Look for the string "this" in every line, and copy each line that has it.

Front-end source files
++++++++++++++++++++

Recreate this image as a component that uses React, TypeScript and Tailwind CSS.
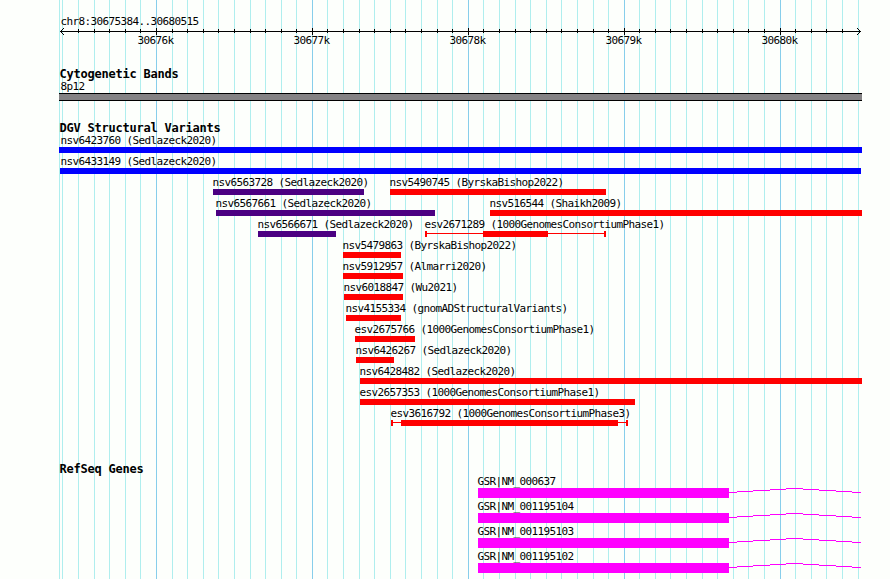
type Feature = {
  name: string;
  source: string;
  labelX: number;
  start: number;
  end: number;
  color: string;
  // thick part of a call with uncertain breakpoints
  inner?: [number, number];
};

const GRID = [
  59, 62, 78, 94, 109, 125, 140, 156, 172, 187, 203, 218, 234, 250, 265, 281, 296, 312, 327, 343,
  359, 374, 390, 405, 421, 437, 452, 468, 483, 499, 515, 530, 546, 561, 577, 593, 608, 624, 639,
  655, 670, 686, 702, 717, 733, 748, 764, 780, 795, 811, 826, 842, 858,
];

const MAJOR = [
  { x: 156, label: "30676k" },
  { x: 312, label: "30677k" },
  { x: 468, label: "30678k" },
  { x: 624, label: "30679k" },
  { x: 780, label: "30680k" },
];

const isMajor = (x: number) => MAJOR.some((m) => m.x === x);

const BLUE = "bg-[#0000ff]";
const PURPLE = "bg-[#4b0082]";
const RED = "bg-[#ff0000]";

const VARIANTS: Feature[][] = [
  [{ name: "nsv6423760", source: "Sedlazeck2020", labelX: 60.5, start: 59, end: 862, color: BLUE }],
  [{ name: "nsv6433149", source: "Sedlazeck2020", labelX: 60.5, start: 60, end: 861, color: BLUE }],
  [
    { name: "nsv6563728", source: "Sedlazeck2020", labelX: 212.5, start: 213, end: 364, color: PURPLE },
    { name: "nsv5490745", source: "ByrskaBishop2022", labelX: 389.5, start: 390, end: 606, color: RED },
  ],
  [
    { name: "nsv6567661", source: "Sedlazeck2020", labelX: 215.5, start: 216, end: 435, color: PURPLE },
    { name: "nsv516544", source: "Shaikh2009", labelX: 489.5, start: 490, end: 862, color: RED },
  ],
  [
    { name: "nsv6566671", source: "Sedlazeck2020", labelX: 257.5, start: 258, end: 336, color: PURPLE },
    { name: "esv2671289", source: "1000GenomesConsortiumPhase1", labelX: 424.5, start: 425, end: 606, color: RED, inner: [483, 548] },
  ],
  [{ name: "nsv5479863", source: "ByrskaBishop2022", labelX: 342.5, start: 343, end: 401, color: RED }],
  [{ name: "nsv5912957", source: "Almarri2020", labelX: 342.5, start: 343, end: 403, color: RED }],
  [{ name: "nsv6018847", source: "Wu2021", labelX: 343.5, start: 344, end: 403, color: RED }],
  [{ name: "nsv4155334", source: "gnomADStructuralVariants", labelX: 345.5, start: 346, end: 401, color: RED }],
  [{ name: "esv2675766", source: "1000GenomesConsortiumPhase1", labelX: 354.5, start: 355, end: 415, color: RED }],
  [{ name: "nsv6426267", source: "Sedlazeck2020", labelX: 355.5, start: 356, end: 394, color: RED }],
  [{ name: "nsv6428482", source: "Sedlazeck2020", labelX: 359.5, start: 360, end: 862, color: RED }],
  [{ name: "esv2657353", source: "1000GenomesConsortiumPhase1", labelX: 359.5, start: 360, end: 635, color: RED }],
  [{ name: "esv3616792", source: "1000GenomesConsortiumPhase3", labelX: 390.5, start: 391, end: 628, color: RED, inner: [401, 618] }],
];

const GENES = ["GSR|NM_000637", "GSR|NM_001195104", "GSR|NM_001195103", "GSR|NM_001195102"];

const Grid = () => (
  <svg className="absolute inset-0" width="890" height="579" shapeRendering="crispEdges" aria-hidden>
    {GRID.map((x) => (
      <rect key={x} x={x} y="0" width="1" height="579" fill={isMajor(x) ? "#87ceeb" : "#afeeee"} />
    ))}
  </svg>
);

const Heading = ({ children }: { children: string }) => (
  <h2 className="h-[13px] pl-[59.5px] text-[12px] leading-[12px] font-bold tracking-[-0.225px] whitespace-pre">
    {children}
  </h2>
);

const Axis = () => (
  <div>
    <p className="h-3 pl-[60.5px]">chr8:30675384..30680515</p>
    <svg className="block" width="890" height="7" shapeRendering="crispEdges" aria-hidden>
      <rect x="60" y="3" width="801" height="1" />
      {GRID.filter((x) => x > 62 && x < 858).map((x) => (
        <rect key={x} x={x} y={isMajor(x) ? 0 : 1} width="1" height={isMajor(x) ? 7 : 4} />
      ))}
      <path d="M63 0h1v1h-1zM62 1h1v1h-1zM61 2h1v1h-1zM61 4h1v1h-1zM62 5h1v1h-1zM63 6h1v1h-1z" />
      <path d="M857 0h1v1h-1zM858 1h1v1h-1zM859 2h1v1h-1zM859 4h1v1h-1zM858 5h1v1h-1zM857 6h1v1h-1z" />
    </svg>
    <div className="flex h-[13px] gap-[120px] pl-[137.5px]">
      {MAJOR.map((m) => (
        <span key={m.x} className="w-9">{m.label}</span>
      ))}
    </div>
  </div>
);

const Variant = ({ name, source, labelX, start, end, color, inner }: Feature) => (
  <>
    <span className="absolute top-0" style={{ left: labelX }}>{`${name} (${source})`}</span>
    {inner ? (
      <div className="absolute top-3 flex h-1.5" style={{ left: start, width: end - start }}>
        <div className={`w-0.5 ${color}`} />
        <div className={`mt-0.5 h-px ${color}`} style={{ width: inner[0] - start - 2 }} />
        <div className={color} style={{ width: inner[1] - inner[0] }} />
        <div className={`mt-0.5 h-px grow ${color}`} />
        <div className={`w-0.5 ${color}`} />
      </div>
    ) : (
      <div className={`absolute top-3 h-1.5 ${color}`} style={{ left: start, width: end - start }} />
    )}
  </>
);

const Gene = ({ name }: { name: string }) => (
  <div className="h-[25px] pl-[478px]">
    <p className="-ml-[0.5px] h-3">{name}</p>
    <div className="flex">
      <div className="h-2.5 w-[251px] bg-[#ff00ff]" />
      <svg width="132" height="10" fill="#ff00ff" shapeRendering="crispEdges" aria-hidden>
        <path d="M0 4h8v1h-8zM8 3h16v1h-16zM24 2h17v1h-17zM41 1h16v1h-16zM57 0h17v1h-17zM74 1h16v1h-16zM90 2h17v1h-17zM107 3h16v1h-16zM123 4h9v1h-9z" />
      </svg>
    </div>
  </div>
);

const App = () => (
  <main className="relative h-[579px] w-[890px] overflow-hidden bg-[#fdfffc] font-['DejaVu_Sans_Mono',monospace] text-[11px] leading-[11px] tracking-[-0.622px] whitespace-pre text-black">
    <Grid />
    <div className="relative flex flex-col pt-4">
      <Axis />
      <section className="pt-5">
        <Heading>Cytogenetic Bands</Heading>
        <p className="h-3 pl-[60.5px]">8p12</p>
        <div className="ml-[59px] h-2 w-[803px] border-y border-black bg-[#848284]" />
      </section>
      <section className="pt-[21px]">
        <Heading>DGV Structural Variants</Heading>
        {VARIANTS.map((row) => (
          <div key={row[0].name} className="relative h-[21px]">
            {row.map((f) => (
              <Variant key={f.name} {...f} />
            ))}
          </div>
        ))}
      </section>
      <section className="pt-[34px]">
        <Heading>RefSeq Genes</Heading>
        {GENES.map((name) => (
          <Gene key={name} name={name} />
        ))}
      </section>
    </div>
  </main>
);

export default App;
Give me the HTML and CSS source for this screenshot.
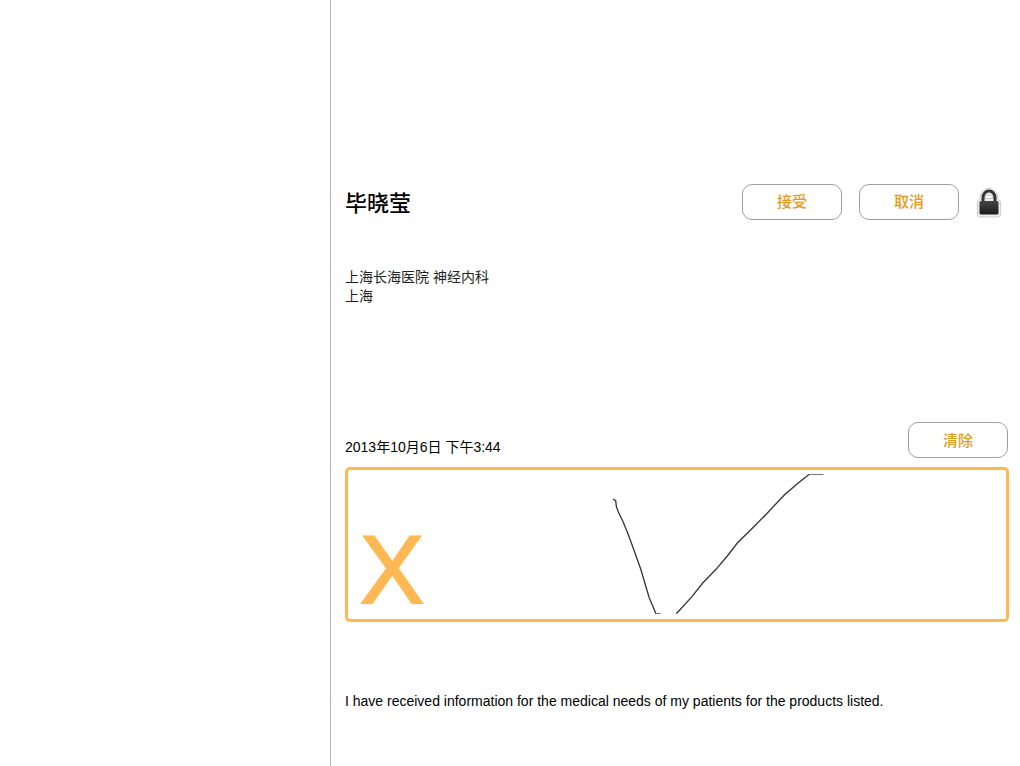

++++++++++++++++++++

= ANSWER TO THE TASK =
Recreate this image as a component that uses React, TypeScript and Tailwind CSS.
Give me the HTML and CSS source for this screenshot.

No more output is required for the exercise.